--- start ---

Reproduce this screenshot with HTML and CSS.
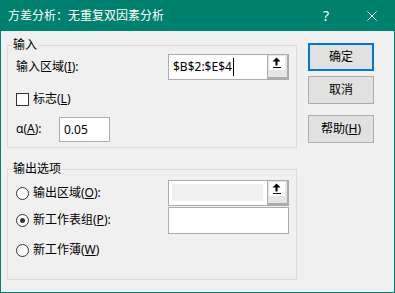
FILE: index.html
```html
<!DOCTYPE html>
<html lang="zh-CN">
<head>
    <meta charset="UTF-8">
    <title>方差分析：无重复双因素分析</title>
    <link rel="stylesheet" href="styles.css">
</head>
<body>
    <div class="dialog">
        <div class="titlebar">
            <span class="title">方差分析：无重复双因素分析</span>
            <span class="tb-btn">?</span>
            <span class="tb-btn">
                <svg width="10" height="10" viewBox="0 0 10 10"><path d="M0.5 0.5 L9.5 9.5 M9.5 0.5 L0.5 9.5" stroke="#fff" stroke-width="1"/></svg>
            </span>
        </div>
        <div class="content">
            <div class="options">
                <fieldset class="group group-input">
                    <legend>输入</legend>
                    <div class="row row-range">
                        <label class="lbl">输入区域(<u>I</u>):</label>
                        <div class="ref">
                            <div class="ref-text">$B$2:$E$4<span class="caret"></span></div>
                            <div class="picker">
                                <span class="picker-face">
                                    <svg width="16" height="14" viewBox="0 0 16 14"><path d="M7.5 1.5 L3.5 5.5 H6.5 V9.5 H8.5 V5.5 H11.5 Z" fill="#000"/><rect x="4" y="11" width="8" height="1" fill="#000"/></svg>
                                </span>
                            </div>
                        </div>
                    </div>
                    <div class="row row-check">
                        <span class="checkbox"></span>
                        <label>标志(<u>L</u>)</label>
                    </div>
                    <div class="row row-alpha">
                        <label class="lbl-short">α(<u>A</u>):</label>
                        <div class="field alpha">0.05</div>
                    </div>
                </fieldset>

                <fieldset class="group group-output">
                    <legend>输出选项</legend>
                    <div class="row row-out1">
                        <div class="choice"><span class="radio"></span><label>输出区域(<u>O</u>):</label></div>
                        <div class="ref">
                            <div class="ref-text"><span class="ref-disabled"></span></div>
                            <div class="picker">
                                <span class="picker-face">
                                    <svg width="16" height="14" viewBox="0 0 16 14"><path d="M7.5 1.5 L3.5 5.5 H6.5 V9.5 H8.5 V5.5 H11.5 Z" fill="#000"/><rect x="4" y="11" width="8" height="1" fill="#000"/></svg>
                                </span>
                            </div>
                        </div>
                    </div>
                    <div class="row row-out2">
                        <div class="choice"><span class="radio checked"></span><label>新工作表组(<u>P</u>):</label></div>
                        <div class="field sheet"></div>
                    </div>
                    <div class="row row-out3">
                        <div class="choice"><span class="radio"></span><label>新工作薄(<u>W</u>)</label></div>
                    </div>
                </fieldset>
            </div>

            <div class="actions">
                <button class="btn default">确定</button>
                <button class="btn">取消</button>
                <button class="btn help">帮助(<u>H</u>)</button>
            </div>
        </div>
    </div>
</body>
</html>
```

FILE: styles.css
```css
body {
    margin: 0;
    font-family: "Noto Sans", "Noto Sans CJK SC", sans-serif;
    font-size: 12px;
    color: #000;
}
.dialog {
    width: 395px;
    height: 293px;
    box-sizing: border-box;
    border: 1px solid #00806e;
    border-top: none;
    background-color: #f0f0f0;
}
.titlebar {
    height: 31px;
    display: flex;
    align-items: center;
    background-color: #00806e;
    color: #fff;
    padding-left: 8px;
    margin: 0 -1px;
}
.title {
    flex: 1;
    line-height: 16px;
}
.tb-btn {
    width: 46px;
    height: 31px;
    display: flex;
    align-items: center;
    justify-content: center;
    font-size: 14px;
}
.content {
    display: flex;
    padding: 6px 0 0 6px;
}
.options {
    width: 290px;
}
.group {
    margin: 0;
    padding: 0 0 6px 8px;
    border: 1px solid #dcdcdc;
}
.group legend {
    margin-left: -4px;
    padding: 0 1px;
    line-height: 16px;
}
.group-output {
    margin-top: 13px;
    padding-bottom: 17px;
}
.row {
    display: flex;
    align-items: center;
    line-height: 16px;
}
.row-range { margin-top: 1px; height: 26px; }
.row-check { margin-top: 7px; height: 24px; }
.row-alpha { margin-top: 6px; height: 24px; }
.row-out1 { margin-top: 3px; height: 26px; }
.row-out2 { margin-top: 1px; height: 26px; }
.row-out3 { margin-top: 5px; height: 24px; }

.lbl, .choice {
    width: 152px;
    display: flex;
    align-items: center;
}
.lbl-short {
    width: 43px;
}
.ref {
    width: 121px;
    height: 26px;
    box-sizing: border-box;
    border: 1px solid #adadad;
    background: #fff;
    display: flex;
}
.ref-text {
    flex: 1;
    display: flex;
    align-items: center;
    padding-left: 4px;
}
.caret {
    display: inline-block;
    width: 1px;
    height: 18px;
    background: #000;
    margin-left: 1px;
}
.ref-disabled {
    display: block;
    height: 17px;
    flex: 1;
    margin: 0 4px 1px -1px;
    background: #f0f0f0;
}
.picker {
    width: 22px;
    box-sizing: border-box;
    border-left: 1px solid #adadad;
    border-right: 2px solid #adadad;
    border-bottom: 2px solid #adadad;
    margin-right: -1px;
    background: #e5e5e5;
    padding: 1px 0 0 1px;
}
.picker-face {
    display: block;
    width: 16px;
    height: 14px;
    background: #fff;
}
.picker-face svg {
    display: block;
}
.field {
    box-sizing: border-box;
    border: 1px solid #adadad;
    background: #fff;
}
.alpha {
    width: 51px;
    height: 25px;
    padding-left: 4px;
    line-height: 23px;
}
.sheet {
    width: 121px;
    height: 27px;
}
.checkbox, .radio {
    width: 13px;
    height: 13px;
    box-sizing: border-box;
    border: 1px solid #333;
    background: #fff;
    margin-right: 4px;
    flex-shrink: 0;
}
.radio {
    border-radius: 50%;
    display: flex;
    align-items: center;
    justify-content: center;
}
.radio.checked::after {
    content: "";
    width: 5px;
    height: 5px;
    border-radius: 50%;
    background: #333;
}
.actions {
    display: flex;
    flex-direction: column;
    margin: 6px 0 0 11px;
}
.btn {
    width: 66px;
    height: 28px;
    box-sizing: border-box;
    border: 1px solid #adadad;
    background-color: #e1e1e1;
    font-family: inherit;
    font-size: 12px;
    line-height: 16px;
    padding: 0;
    margin-bottom: 5px;
}
.btn.default {
    border: 2px solid #0078d7;
}
.btn.help {
    margin-top: 6px;
}
```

--- end ---

In your copy of the listing above, reproduce each line exactly and omit all pictures.

Reproduce this screenshot with HTML and CSS.
FILE: index.html
```html
<!DOCTYPE html>
<html lang="zh-CN">
<head>
    <meta charset="UTF-8">
    <title>方差分析：无重复双因素分析</title>
    <link rel="stylesheet" href="styles.css">
</head>
<body>
    <div class="dialog">
        <div class="titlebar">
            <span class="title">方差分析：无重复双因素分析</span>
            <span class="tb-btn">?</span>
            <span class="tb-btn">
                <svg width="10" height="10" viewBox="0 0 10 10"><path d="M0.5 0.5 L9.5 9.5 M9.5 0.5 L0.5 9.5" stroke="#fff" stroke-width="1"/></svg>
            </span>
        </div>
        <div class="content">
            <div class="options">
                <fieldset class="group group-input">
                    <legend>输入</legend>
                    <div class="row row-range">
                        <label class="lbl">输入区域(<u>I</u>):</label>
                        <div class="ref">
                            <div class="ref-text">$B$2:$E$4<span class="caret"></span></div>
                            <div class="picker">
                                <span class="picker-face">
                                    <svg width="16" height="14" viewBox="0 0 16 14"><path d="M7.5 1.5 L3.5 5.5 H6.5 V9.5 H8.5 V5.5 H11.5 Z" fill="#000"/><rect x="4" y="11" width="8" height="1" fill="#000"/></svg>
                                </span>
                            </div>
                        </div>
                    </div>
                    <div class="row row-check">
                        <span class="checkbox"></span>
                        <label>标志(<u>L</u>)</label>
                    </div>
                    <div class="row row-alpha">
                        <label class="lbl-short">α(<u>A</u>):</label>
                        <div class="field alpha">0.05</div>
                    </div>
                </fieldset>

                <fieldset class="group group-output">
                    <legend>输出选项</legend>
                    <div class="row row-out1">
                        <div class="choice"><span class="radio"></span><label>输出区域(<u>O</u>):</label></div>
                        <div class="ref">
                            <div class="ref-text"><span class="ref-disabled"></span></div>
                            <div class="picker">
                                <span class="picker-face">
                                    <svg width="16" height="14" viewBox="0 0 16 14"><path d="M7.5 1.5 L3.5 5.5 H6.5 V9.5 H8.5 V5.5 H11.5 Z" fill="#000"/><rect x="4" y="11" width="8" height="1" fill="#000"/></svg>
                                </span>
                            </div>
                        </div>
                    </div>
                    <div class="row row-out2">
                        <div class="choice"><span class="radio checked"></span><label>新工作表组(<u>P</u>):</label></div>
                        <div class="field sheet"></div>
                    </div>
                    <div class="row row-out3">
                        <div class="choice"><span class="radio"></span><label>新工作薄(<u>W</u>)</label></div>
                    </div>
                </fieldset>
            </div>

            <div class="actions">
                <button class="btn default">确定</button>
                <button class="btn">取消</button>
                <button class="btn help">帮助(<u>H</u>)</button>
            </div>
        </div>
    </div>
</body>
</html>
```

FILE: styles.css
```css
body {
    margin: 0;
    font-family: "Noto Sans", "Noto Sans CJK SC", sans-serif;
    font-size: 12px;
    color: #000;
}
.dialog {
    width: 395px;
    height: 293px;
    box-sizing: border-box;
    border: 1px solid #00806e;
    border-top: none;
    background-color: #f0f0f0;
}
.titlebar {
    height: 31px;
    display: flex;
    align-items: center;
    background-color: #00806e;
    color: #fff;
    padding-left: 8px;
    margin: 0 -1px;
}
.title {
    flex: 1;
    line-height: 16px;
}
.tb-btn {
    width: 46px;
    height: 31px;
    display: flex;
    align-items: center;
    justify-content: center;
    font-size: 14px;
}
.content {
    display: flex;
    padding: 6px 0 0 6px;
}
.options {
    width: 290px;
}
.group {
    margin: 0;
    padding: 0 0 6px 8px;
    border: 1px solid #dcdcdc;
}
.group legend {
    margin-left: -4px;
    padding: 0 1px;
    line-height: 16px;
}
.group-output {
    margin-top: 13px;
    padding-bottom: 17px;
}
.row {
    display: flex;
    align-items: center;
    line-height: 16px;
}
.row-range { margin-top: 1px; height: 26px; }
.row-check { margin-top: 7px; height: 24px; }
.row-alpha { margin-top: 6px; height: 24px; }
.row-out1 { margin-top: 3px; height: 26px; }
.row-out2 { margin-top: 1px; height: 26px; }
.row-out3 { margin-top: 5px; height: 24px; }

.lbl, .choice {
    width: 152px;
    display: flex;
    align-items: center;
}
.lbl-short {
    width: 43px;
}
.ref {
    width: 121px;
    height: 26px;
    box-sizing: border-box;
    border: 1px solid #adadad;
    background: #fff;
    display: flex;
}
.ref-text {
    flex: 1;
    display: flex;
    align-items: center;
    padding-left: 4px;
}
.caret {
    display: inline-block;
    width: 1px;
    height: 18px;
    background: #000;
    margin-left: 1px;
}
.ref-disabled {
    display: block;
    height: 17px;
    flex: 1;
    margin: 0 4px 1px -1px;
    background: #f0f0f0;
}
.picker {
    width: 22px;
    box-sizing: border-box;
    border-left: 1px solid #adadad;
    border-right: 2px solid #adadad;
    border-bottom: 2px solid #adadad;
    margin-right: -1px;
    background: #e5e5e5;
    padding: 1px 0 0 1px;
}
.picker-face {
    display: block;
    width: 16px;
    height: 14px;
    background: #fff;
}
.picker-face svg {
    display: block;
}
.field {
    box-sizing: border-box;
    border: 1px solid #adadad;
    background: #fff;
}
.alpha {
    width: 51px;
    height: 25px;
    padding-left: 4px;
    line-height: 23px;
}
.sheet {
    width: 121px;
    height: 27px;
}
.checkbox, .radio {
    width: 13px;
    height: 13px;
    box-sizing: border-box;
    border: 1px solid #333;
    background: #fff;
    margin-right: 4px;
    flex-shrink: 0;
}
.radio {
    border-radius: 50%;
    display: flex;
    align-items: center;
    justify-content: center;
}
.radio.checked::after {
    content: "";
    width: 5px;
    height: 5px;
    border-radius: 50%;
    background: #333;
}
.actions {
    display: flex;
    flex-direction: column;
    margin: 6px 0 0 11px;
}
.btn {
    width: 66px;
    height: 28px;
    box-sizing: border-box;
    border: 1px solid #adadad;
    background-color: #e1e1e1;
    font-family: inherit;
    font-size: 12px;
    line-height: 16px;
    padding: 0;
    margin-bottom: 5px;
}
.btn.default {
    border: 2px solid #0078d7;
}
.btn.help {
    margin-top: 6px;
}
```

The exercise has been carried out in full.